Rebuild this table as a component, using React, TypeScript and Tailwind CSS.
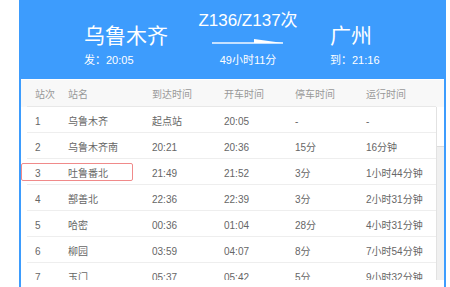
const stops = [
  ['1', '乌鲁木齐', '起点站', '20:05', '-', '-'],
  ['2', '乌鲁木齐南', '20:21', '20:36', '15分', '16分钟'],
  ['3', '吐鲁番北', '21:49', '21:52', '3分', '1小时44分钟'],
  ['4', '鄯善北', '22:36', '22:39', '3分', '2小时31分钟'],
  ['5', '哈密', '00:36', '01:04', '28分', '4小时31分钟'],
  ['6', '柳园', '03:59', '04:07', '8分', '7小时54分钟'],
  ['7', '玉门', '05:37', '05:42', '5分', '9小时32分钟'],
];

const headers = ['站次', '站名', '到达时间', '开车时间', '停车时间', '运行时间'];
const widths = ['w-[33px]', 'w-[84px]', 'w-[72px]', 'w-[71px]', 'w-[71px]', 'w-[78px]'];

function Arrow() {
  return (
    <svg width="72" height="8" viewBox="0 0 72 8" className="mt-[7px] block">
      <rect x="0" y="4.3" width="71" height="1.4" fill="#ffffff" />
      <polygon points="42,1 71,5 42,5" fill="#ffffff" />
    </svg>
  );
}

export default function App() {
  return (
    <div className="h-[287px] w-[450px] overflow-hidden bg-white font-['Liberation_Sans','Noto_Sans_CJK_SC',sans-serif]">
      <div className="ml-[19px] w-[427px] border-x-2 border-[#3d9cfd] bg-white">
        <div className="flex h-[79px] bg-[#3d9cfd] text-white">
          <div className="ml-[63px] flex w-[114px] flex-col">
            <div className="mt-[23px] text-[21px] leading-[26px]">乌鲁木齐</div>
            <div className="mt-[3px] text-[11px] leading-[16px]">发：20:05</div>
          </div>
          <div className="flex w-[100px] flex-col items-center">
            <div className="mt-[11px] text-[17px] leading-[20px]">Z136/Z137次</div>
            <Arrow />
            <div className="mt-[6px] text-[11px] leading-[16px]">49小时11分</div>
          </div>
          <div className="ml-[32px] flex flex-col">
            <div className="mt-[23px] text-[21px] leading-[26px]">广州</div>
            <div className="mt-[3px] text-[11px] leading-[16px]">到：21:16</div>
          </div>
        </div>

        <div className="pt-px">
          <div className="h-[27px] bg-[#f8f8f8] pl-[6px]">
            <div className="flex h-full w-[409px] items-center border-b border-[#e8e8e8] pt-[2px] text-[10px] text-[#999]">
              {headers.map((h, i) => (
                <div key={h} className={`${widths[i]} pl-[8px]`}>{h}</div>
              ))}
            </div>
          </div>

          <div className="flex h-[173px] overflow-hidden">
            <div className="w-[415px] pl-[6px]">
              {stops.map((row, r) => (
                <div
                  key={row[0]}
                  className="relative flex h-[26px] w-[409px] shrink-0 items-center border-b border-[#eeeeee] pt-[4px] text-[10px] text-[#666]"
                >
                  {r === 2 && (
                    <div className="absolute left-[-6px] top-[4px] h-[18px] w-[112px] rounded-[2px] border border-[#f08a8a]" />
                  )}
                  {row.map((cell, i) => (
                    <div key={i} className={`${widths[i]} pl-[8px]`}>{cell}</div>
                  ))}
                </div>
              ))}
            </div>
            <div className="w-[8px] border-l border-[#e2e2e2] bg-[#f0f0f0]">
              <div className="h-[40px] border-b border-[#dcdcdc] bg-white" />
            </div>
          </div>
          <div className="h-[10px] bg-white" />
        </div>
      </div>
    </div>
  );
}
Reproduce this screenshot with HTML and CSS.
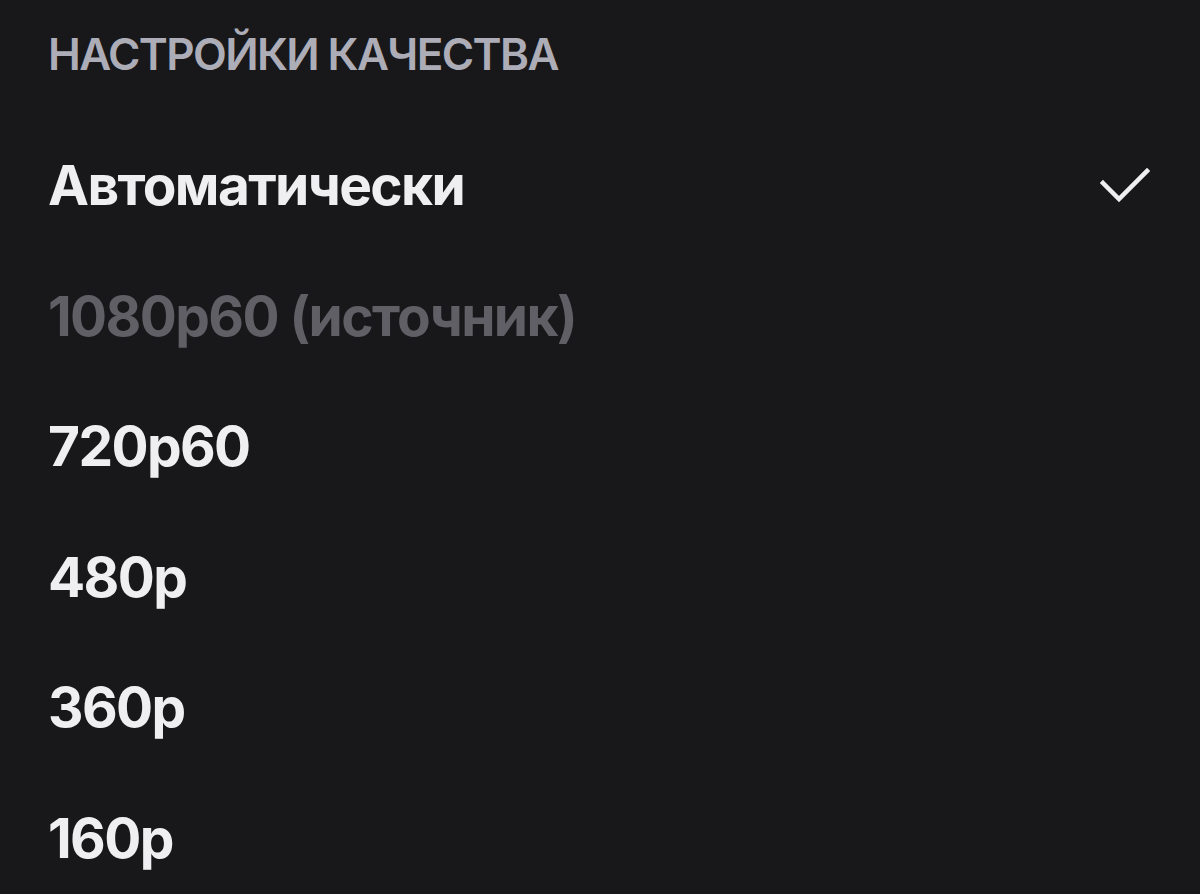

——————————

* TASK REQUIREMENTS
How many lines of the entries above hold the string "this"? Reply with the number alone.

* EXPECTED ANSWER
2